WHAT YOU NEED TO DO: Pick out each line containing the string "styles" and copy it.

MATERIAL PROVIDED:
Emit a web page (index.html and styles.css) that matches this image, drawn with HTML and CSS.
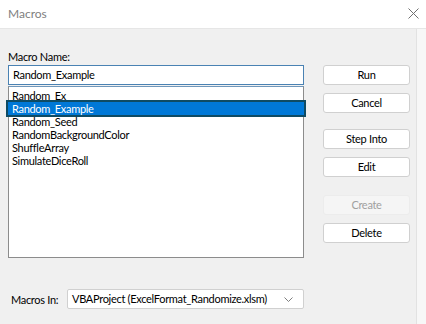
FILE: index.html
```html
<!DOCTYPE html>
<html>
<head>
<meta charset="utf-8">
<link rel="stylesheet" href="styles.css">
</head>
<body>
<div class="window">
  <div class="titlebar">
    <span class="title">Macros</span>
    <svg class="close" width="11" height="11" viewBox="0 0 11 11"><path d="M0.5 0.5 L10.5 10.5 M10.5 0.5 L0.5 10.5" stroke="#707070" stroke-width="1" fill="none"/></svg>
  </div>
  <div class="body">
    <div class="top">
      <div class="left">
        <div class="label">Macro Name:</div>
        <div class="input">Random_Example</div>
        <div class="list">
          <div class="item">Random_Ex</div>
          <div class="item selected">Random_Example</div>
          <div class="item">Random_Seed</div>
          <div class="item">RandomBackgroundColor</div>
          <div class="item">ShuffleArray</div>
          <div class="item">SimulateDiceRoll</div>
        </div>
      </div>
      <div class="buttons">
        <div class="btn">Run</div>
        <div class="btn gap8">Cancel</div>
        <div class="btn gap16">Step Into</div>
        <div class="btn gap8">Edit</div>
        <div class="btn disabled gap18">Create</div>
        <div class="btn gap8">Delete</div>
      </div>
    </div>
    <div class="bottom">
      <span class="in-label">Macros In:</span>
      <div class="select">
        <span class="sel-text">VBAProject (ExcelFormat_Randomize.xlsm)</span>
        <svg class="chev" width="9" height="5" viewBox="0 0 9 5"><path d="M0.5 0.5 L4.5 4.5 L8.5 0.5" stroke="#707070" stroke-width="0.9" fill="none"/></svg>
      </div>
    </div>
  </div>
</div>
</body>
</html>
```
FILE: styles.css
```css
html, body {
  margin: 0;
  padding: 0;
  background: #f7f7f7;
}
.window {
  width: 426px;
  height: 324px;
  display: flex;
  flex-direction: column;
  font-family: Lato, "Noto Sans", sans-serif;
  font-size: 11px;
  letter-spacing: -0.3px;
  color: #000;
  overflow: hidden;
}
.titlebar {
  height: 28px;
  background: #fff;
  border-bottom: 1px solid #e6e6e6;
  display: flex;
  align-items: center;
  justify-content: space-between;
  padding: 0 8px 0 8px;
  flex-shrink: 0;
}
.title {
  color: #808080;
  font-size: 12px;
  letter-spacing: 0;
  margin-top: -1px;
}
.close {
  margin-right: -1px;
  margin-top: -1px;
}
.body {
  flex: 1;
  width: 408px;
  background: #f0f0f0;
  border-right: 1px solid #e2e2e2;
  padding: 19px 0 0 8px;
}
.top {
  display: flex;
}
.left {
  width: 296px;
  display: flex;
  flex-direction: column;
}
.label {
  height: 17px;
  line-height: 17px;
}
.input {
  height: 18px;
  line-height: 18px;
  background: #fff;
  border: 1px solid #4a82b3;
  padding-left: 4px;
}
.list {
  margin-top: 1px;
  height: 168px;
  background: #fff;
  border: 1px solid #8c8c8c;
  border-top-color: #6f97bb;
  padding-top: 2px;
}
.item {
  height: 13px;
  line-height: 13px;
  padding-left: 3px;
  white-space: nowrap;
  overflow: hidden;
}
.item.selected {
  position: relative;
  background: #0078d7;
  color: #fff;
  height: 13px;
  margin: 0 -1px;
  padding-left: 4px;
  box-shadow: 0 0 0 2px #0f4b63;
}
.buttons {
  margin-left: 19px;
  width: 87px;
  padding-top: 17px;
  display: flex;
  flex-direction: column;
}
.btn {
  height: 18px;
  line-height: 18px;
  text-align: center;
  background: #fff;
  border: 1px solid #d0d0d0;
  border-radius: 3px;
}
.btn.disabled {
  background: #f5f5f5;
  border-color: #ececec;
  color: #a0a0a0;
}
.gap8 { margin-top: 8px; }
.gap16 { margin-top: 16px; }
.gap18 { margin-top: 18px; }
.bottom {
  margin-top: 31px;
  display: flex;
  align-items: center;
}
.in-label {
  width: 56px;
  padding-left: 3px;
}
.select {
  width: 237px;
  height: 20px;
  box-sizing: border-box;
  background: #fff;
  border: 1px solid #d0d0d0;
  border-radius: 2px;
  padding: 0 10px 0 4px;
  display: flex;
  align-items: center;
  justify-content: space-between;
}
.sel-text {
  white-space: nowrap;
  line-height: 18px;
}
.chev {
  flex-shrink: 0;
}
```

SOLUTION:
Emit a web page (index.html and styles.css) that matches this image, drawn with HTML and CSS.
<link rel="stylesheet" href="styles.css">
FILE: styles.css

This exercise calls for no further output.